Social determinants of health are factors that encompass how people are born, grow, live, work and age and that affect their health outcomes. These include aspects that range from socioeconomic status to the neighborhood and physical environment and are recognized by multiple health care organizations and other groups as necessary for improving overall health and reducing health disparities.
The U.S. Centers for Disease Control and Prevention, or CDC, identified housing as an important social determinant of health, highlighting the link between where people live and their health. The CDC recognized that people with low incomes and people of color tend to reside in places with more health risks — greater exposure to health hazards within the home and the community, such as lead, mold and toxic pollutants — and face housing cost burdens that encourage housing instability, which can jeopardize the ability to meet their basic needs.
Identifying the home as a potential health hazard, the U.S. Department of Housing and Urban Development, or HUD, defined eight Healthy Homes principles necessary to maintain a healthy home: keep it dry, clean, safe, well-ventilated, pest- and contaminant-free, well-maintained, and thermally controlled. People with low incomes, however, must often choose between a healthy home that meets at least this basic standard and one that they can afford.
This brief summarizes research on key factors to improving health through housing in populations with low incomes and illustrates how the work of Habitat for Humanity contributes to positive health outcomes.
Research highlights
Key factors for health-promoting housing
- Providing access to stable and affordable housing improves health and reduces health care costs. Among households with low incomes, moving into more affordable and stable housing was associated with 18% fewer emergency department visits and 20% more primary care visits, which combined equate to a 12%, or approximately $580, decrease in Medicaid health care expenditures from the previous year.
- Removing physical hazards and improving the safety of homes leads to better health for children and the elderly. Removing asthma triggers, such as pests and mold, from homes, coupled with community case management, resulted in decreased health care use and improved quality of life for children. Repairs and modifications to homes, coupled with home visits by a health care provider, resulted in a 30% improvement in the ability of older adults with low incomes to perform daily activities.
- Living in homes in low-poverty neighborhoods or neighborhoods with access to healthy foods can improve physical health and healthy eating.

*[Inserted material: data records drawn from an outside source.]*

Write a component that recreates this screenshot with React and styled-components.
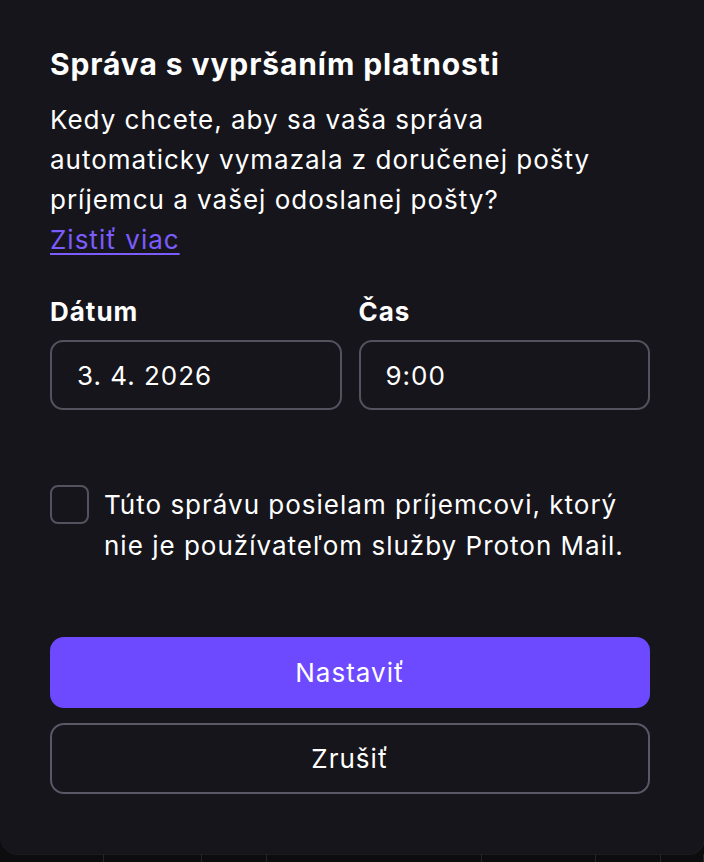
import React from "react";
import styled, { createGlobalStyle } from "styled-components";

const Global = createGlobalStyle`
  html, body { margin: 0; padding: 0; background: #0d0d10; }
  body {
    font-family: Inter, "Noto Sans", "Liberation Sans", sans-serif;
    -webkit-font-smoothing: antialiased;
  }
  * { box-sizing: border-box; }
`;

const Page = styled.div`
  width: 704px;
  height: 862px;
  display: flex;
  flex-direction: column;
  overflow: hidden;
  background: #0d0d10;
`;

const Modal = styled.div`
  height: 854px;
  flex: none;
  background: #16151b;
  border-radius: 0 0 16px 16px;
  box-shadow: 1px 1px 0 rgba(255, 255, 255, 0.06);
  padding: 46px 54px 0 50px;
  display: flex;
  flex-direction: column;
  color: #ffffff;
  letter-spacing: 1px;
`;

const Title = styled.h2`
  margin: 0;
  font-size: 30px;
  line-height: 36px;
  font-weight: 700;
  letter-spacing: 0.9px;
  color: #ffffff;
`;

const Text = styled.p`
  margin: 18px 0 0;
  font-size: 26px;
  line-height: 40px;
  font-weight: 400;
  color: #ffffff;
`;

const Link = styled.a`
  color: #7c5cff;
  text-decoration: underline;
  text-underline-offset: 4px;
  text-decoration-thickness: 1.5px;
  cursor: pointer;
`;

const Fields = styled.div`
  margin-top: 36px;
  display: grid;
  grid-template-columns: 1fr 1fr;
  column-gap: 17px;
`;

const Field = styled.div`
  display: flex;
  flex-direction: column;
  gap: 12px;
`;

const Label = styled.label`
  font-size: 26px;
  line-height: 32px;
  font-weight: 700;
  color: #ffffff;
`;

const Input = styled.div`
  height: 70px;
  border: 2px solid #55525f;
  border-radius: 13px;
  display: flex;
  align-items: center;
  padding-left: 25px;
  font-size: 26px;
  color: #ffffff;
`;

const CheckRow = styled.div`
  margin-top: 75px;
  display: flex;
  align-items: flex-start;
  gap: 15px;
`;

const Box = styled.span`
  width: 39px;
  height: 39px;
  flex: none;
  border: 2px solid #55525f;
  border-radius: 8px;
`;

const CheckText = styled.span`
  font-size: 26px;
  line-height: 41px;
  margin-top: -1px;
  color: #ffffff;
`;

const Actions = styled.div`
  margin-top: 71px;
  display: flex;
  flex-direction: column;
  gap: 15px;
`;

const Button = styled.button`
  height: 71px;
  width: 100%;
  border-radius: 14px;
  font-family: inherit;
  font-size: 26px;
  font-weight: 400;
  letter-spacing: 1px;
  color: #ffffff;
  cursor: pointer;
  background: ${(p) => (p.$primary ? "#6d4aff" : "transparent")};
  border: 2px solid ${(p) => (p.$primary ? "#6d4aff" : "#5a5766")};
`;

const Strip = styled.div`
  flex: 1;
  display: flex;
`;

const Cell = styled.span`
  flex: none;
  width: ${(p) => p.$w}px;
  border-right: 1px solid #24242a;
`;

const cells = [
  { w: 104 }, { w: 98 }, { w: 65 }, { w: 215 }, { w: 114 }, { w: 65 }, { w: 43 },
];

export default function App() {
  return (
    <Page>
      <Global />
      <Modal>
        <Title>Správa s vypršaním platnosti</Title>
        <Text>
          Kedy chcete, aby sa vaša správa automaticky vymazala z doručenej pošty
          príjemcu a vašej odoslanej pošty?
          <br />
          <Link>Zistiť viac</Link>
        </Text>
        <Fields>
          <Field>
            <Label>Dátum</Label>
            <Input>3. 4. 2026</Input>
          </Field>
          <Field>
            <Label>Čas</Label>
            <Input>9:00</Input>
          </Field>
        </Fields>
        <CheckRow>
          <Box />
          <CheckText>
            Túto správu posielam príjemcovi, ktorý nie je používateľom služby Proton Mail.
          </CheckText>
        </CheckRow>
        <Actions>
          <Button $primary>Nastaviť</Button>
          <Button>Zrušiť</Button>
        </Actions>
      </Modal>
      <Strip>
        {cells.map((c, i) => (
          <Cell key={i} $w={c.w} />
        ))}
      </Strip>
    </Page>
  );
}
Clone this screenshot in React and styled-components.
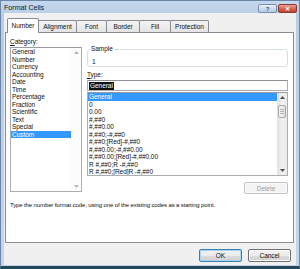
import React from 'react';
import styled, { createGlobalStyle } from 'styled-components';

const GlobalStyle = createGlobalStyle`
  html, body {
    margin: 0;
    padding: 0;
    background: #fff;
  }
  body {
    font-family: "Liberation Sans", Arial, sans-serif;
  }
`;

const categories = [
  'General', 'Number', 'Currency', 'Accounting', 'Date', 'Time',
  'Percentage', 'Fraction', 'Scientific', 'Text', 'Special', 'Custom',
];

const formats = [
  'General', '0', '0.00', '#,##0', '#,##0.00', '#,##0;-#,##0',
  '#,##0;[Red]-#,##0', '#,##0.00;-#,##0.00', '#,##0.00;[Red]-#,##0.00',
  'R #,##0;R -#,##0', 'R #,##0;[Red]R -#,##0',
];

const tabs = [
  { label: 'Number', w: 32 },
  { label: 'Alignment', w: 39 },
  { label: 'Font', w: 31 },
  { label: 'Border', w: 34 },
  { label: 'Fill', w: 32 },
  { label: 'Protection', w: 39 },
];

const Window = styled.div`
  width: 300px;
  height: 269px;
  box-sizing: border-box;
  display: flex;
  flex-direction: column;
  border: 1px solid #6a87a8;
  border-bottom: 3px solid #24485a;
  padding: 0 3px 1px 3px;
  background: linear-gradient(#c6d8ee, #b8cde6 14px, #c3d5ea);
  font-family: "Liberation Sans", Arial, sans-serif;
  font-size: 6.5px;
  letter-spacing: -0.05px;
  color: #111;
`;

const TitleBar = styled.div`
  height: 12px;
  display: flex;
  align-items: center;
  justify-content: space-between;
  margin-right: -1px;
`;

const Title = styled.span`
  font-size: 7.2px;
  color: #1b1b1b;
`;

const CaptionButtons = styled.div`
  display: flex;
  gap: 1px;
  align-self: flex-end;
`;

const CaptionButton = styled.div`
  width: 19px;
  height: 9px;
  box-sizing: border-box;
  border-radius: 2px;
  display: flex;
  align-items: center;
  justify-content: center;
  font-size: 6px;
  font-weight: bold;
  line-height: 1;
  border: 1px solid ${(p) => (p.$close ? '#8a3a30' : '#7790b2')};
  background: ${(p) =>
    p.$close
      ? 'linear-gradient(#e9a598, #d56a5a 50%, #c23d2d)'
      : 'linear-gradient(#eaf1f9, #cddbed 50%, #b6cae3)'};
  color: ${(p) => (p.$close ? '#fff' : '#3a4f6e')};
`;

const Client = styled.div`
  flex: 1;
  background: #f0f0f0;
  padding: 5px 2px 0 1px;
  display: flex;
  flex-direction: column;
`;

const TabRow = styled.div`
  display: flex;
  align-items: flex-start;
  height: 15px;
  padding-left: 2px;
  margin-bottom: -1px;
  position: relative;
  z-index: 1;
`;

const Tab = styled.div`
  box-sizing: border-box;
  width: ${(p) => p.$w}px;
  height: ${(p) => (p.$active ? 15 : 12)}px;
  margin-top: ${(p) => (p.$active ? 0 : 2)}px;
  margin-right: -1px;
  border: 1px solid #898c95;
  border-bottom: none;
  border-radius: 2px 2px 0 0;
  background: ${(p) => (p.$active ? '#fff' : 'linear-gradient(#f3f3f3, #e4e4e4)')};
  display: flex;
  align-items: center;
  justify-content: center;
  padding-bottom: ${(p) => (p.$active ? 1 : 0)}px;
  position: relative;
  z-index: ${(p) => (p.$active ? 2 : 1)};
`;

const Panel = styled.div`
  height: 211px;
  box-sizing: border-box;
  background: #fff;
  border: 1px solid #898c95;
  padding: 5px 5px 0 4px;
  display: flex;
  flex-direction: column;
`;

const Body = styled.div`
  display: flex;
  gap: 5px;
`;

const LeftCol = styled.div`
  width: 72px;
  display: flex;
  flex-direction: column;
`;

const RightCol = styled.div`
  flex: 1;
  display: flex;
  flex-direction: column;
`;

const Label = styled.div`
  line-height: 8px;
  height: 8px;
  margin-top: ${(p) => p.$top || 0}px;
  margin-bottom: 1px;
`;

const ListBox = styled.div`
  height: ${(p) => p.$h}px;
  box-sizing: border-box;
  border: 1px solid #abadb3;
  border-top-color: #9a9ca3;
  background: #fff;
  display: flex;
  overflow: hidden;
`;

const Items = styled.div`
  flex: 1;
  overflow: hidden;
`;

const Row = styled.div`
  height: 7.5px;
  line-height: 7.5px;
  padding-left: 1px;
  white-space: nowrap;
  background: ${(p) => (p.$selected ? '#3399ff' : 'transparent')};
  color: ${(p) => (p.$selected ? '#fff' : '#111')};
`;

const ScrollBar = styled.div`
  width: 10px;
  display: flex;
  flex-direction: column;
  background: ${(p) => (p.$disabled ? '#fcfcfc' : 'linear-gradient(90deg, #e2e2e2, #f1f1f1 60%, #e9e9e9)')};
`;

const ArrowCell = styled.div`
  height: 9px;
  display: flex;
  align-items: center;
  justify-content: center;
`;

const Thumb = styled.div`
  height: 13px;
  margin: 3px 1px 0;
  box-sizing: border-box;
  border: 1px solid #a8a8a8;
  border-radius: 2px;
  background: linear-gradient(90deg, #f6f6f6, #e0e0e0);
  display: flex;
  flex-direction: column;
  justify-content: center;
  align-items: center;
  gap: 1px;
`;

const Grip = styled.span`
  width: 4px;
  height: 1px;
  background: #b4b4b4;
`;

const Spacer = styled.div`
  flex: 1;
`;

const SampleBox = styled.fieldset`
  margin: 7px 0 0;
  padding: 5px 2px 0;
  border: 1px solid #d5dfe5;
  border-radius: 3px;
  min-width: 0;
`;

const Legend = styled.legend`
  padding: 0 1px;
  line-height: 8px;
  font-size: 6.5px;
`;

const SampleValue = styled.div`
  line-height: 8px;
  height: 8px;
  padding-left: 2px;
`;

const TextBox = styled.div`
  height: 11px;
  box-sizing: border-box;
  border: 1px solid #abadb3;
  border-top-color: #8e9199;
  display: flex;
  align-items: center;
  padding-left: 1px;
  margin-bottom: 1px;
`;

const Selected = styled.span`
  background: #111;
  color: #fff;
  line-height: 8px;
  padding: 0 1px;
`;

const Button = styled.div`
  width: ${(p) => p.$w || 43}px;
  height: ${(p) => p.$h || 13}px;
  box-sizing: border-box;
  border-radius: 2px;
  display: flex;
  align-items: center;
  justify-content: center;
  border: 1px solid ${(p) => (p.$disabled ? '#bfc3c6' : p.$default ? '#3c7fb1' : '#707070')};
  background: ${(p) =>
    p.$disabled
      ? '#f4f4f4'
      : 'linear-gradient(#f2f2f2, #ebebeb 50%, #dddddd 51%, #cfcfcf)'};
  box-shadow: ${(p) => (p.$default ? 'inset 0 0 0 1px #a6d4f2' : 'inset 0 0 0 1px #fcfcfc')};
  color: ${(p) => (p.$disabled ? '#a0a0a0' : '#111')};
`;

const DeleteWrap = styled.div`
  margin-top: 6px;
  display: flex;
  justify-content: flex-end;
`;

const Description = styled.div`
  margin-top: 7px;
  line-height: 8px;
  font-size: 6px;
  letter-spacing: -0.12px;
  white-space: nowrap;
`;

const Footer = styled.div`
  display: flex;
  justify-content: flex-end;
  gap: 6px;
  padding: 6px 3px 0 0;
`;

function Arrow({ down, color = '#4d4d4d' }) {
  return (
    <svg width="5" height="3" viewBox="0 0 5 3" style={down ? { transform: 'rotate(180deg)' } : undefined}>
      <path d="M0 3 L2.5 0 L5 3 Z" fill={color} />
    </svg>
  );
}

export default function App() {
  return (
    <>
      <GlobalStyle />
      <Window>
        <TitleBar>
          <Title>Format Cells</Title>
          <CaptionButtons>
            <CaptionButton>?</CaptionButton>
            <CaptionButton $close>✕</CaptionButton>
          </CaptionButtons>
        </TitleBar>
        <Client>
          <TabRow>
            {tabs.map((t, i) => (
              <Tab key={t.label} $w={t.w} $active={i === 0}>
                {t.label}
              </Tab>
            ))}
          </TabRow>
          <Panel>
            <Body>
              <LeftCol>
                <Label>
                  <u>C</u>ategory:
                </Label>
                <ListBox $h={145}>
                  <Items>
                    {categories.map((c) => (
                      <Row key={c} $selected={c === 'Custom'}>
                        {c}
                      </Row>
                    ))}
                  </Items>
                  <ScrollBar $disabled>
                    <ArrowCell>
                      <Arrow color="#b5b5b5" />
                    </ArrowCell>
                    <Spacer />
                    <ArrowCell>
                      <Arrow down color="#b5b5b5" />
                    </ArrowCell>
                  </ScrollBar>
                </ListBox>
              </LeftCol>
              <RightCol>
                <SampleBox>
                  <Legend>Sample</Legend>
                  <SampleValue>1</SampleValue>
                </SampleBox>
                <Label $top={4}>
                  <u>T</u>ype:
                </Label>
                <TextBox>
                  <Selected>General</Selected>
                </TextBox>
                <ListBox $h={84}>
                  <Items>
                    {formats.map((f, i) => (
                      <Row key={f} $selected={i === 0}>
                        {f}
                      </Row>
                    ))}
                  </Items>
                  <ScrollBar>
                    <ArrowCell>
                      <Arrow />
                    </ArrowCell>
                    <Thumb>
                      <Grip />
                      <Grip />
                      <Grip />
                    </Thumb>
                    <Spacer />
                    <ArrowCell>
                      <Arrow down />
                    </ArrowCell>
                  </ScrollBar>
                </ListBox>
                <DeleteWrap>
                  <Button $w={44} $h={12} $disabled>
                    Delete
                  </Button>
                </DeleteWrap>
              </RightCol>
            </Body>
            <Description>
              Type the number format code, using one of the existing codes as a starting point.
            </Description>
          </Panel>
          <Footer>
            <Button $default>OK</Button>
            <Button>Cancel</Button>
          </Footer>
        </Client>
      </Window>
    </>
  );
}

Key place-based barriers to improving racial disparities in health
- Black and Hispanic/Latino populations with low incomes tend to live in the least healthy neighborhoods, which are plagued by environmental pollutants and lack access to health-promoting resources. Black households with low incomes live in more environmentally hazardous neighborhoods that have up to 3.3 times the average toxic concentration levels of the average all-white neighborhood, while the environmental risk of being exposed to pollutants increases as the percentage of Hispanic/Latino households increases within a community.
- Black and Hispanic/Latino populations are more likely to live in substandard housing conditions, which increase the risk of adverse respiratory outcomes and lead poisoning.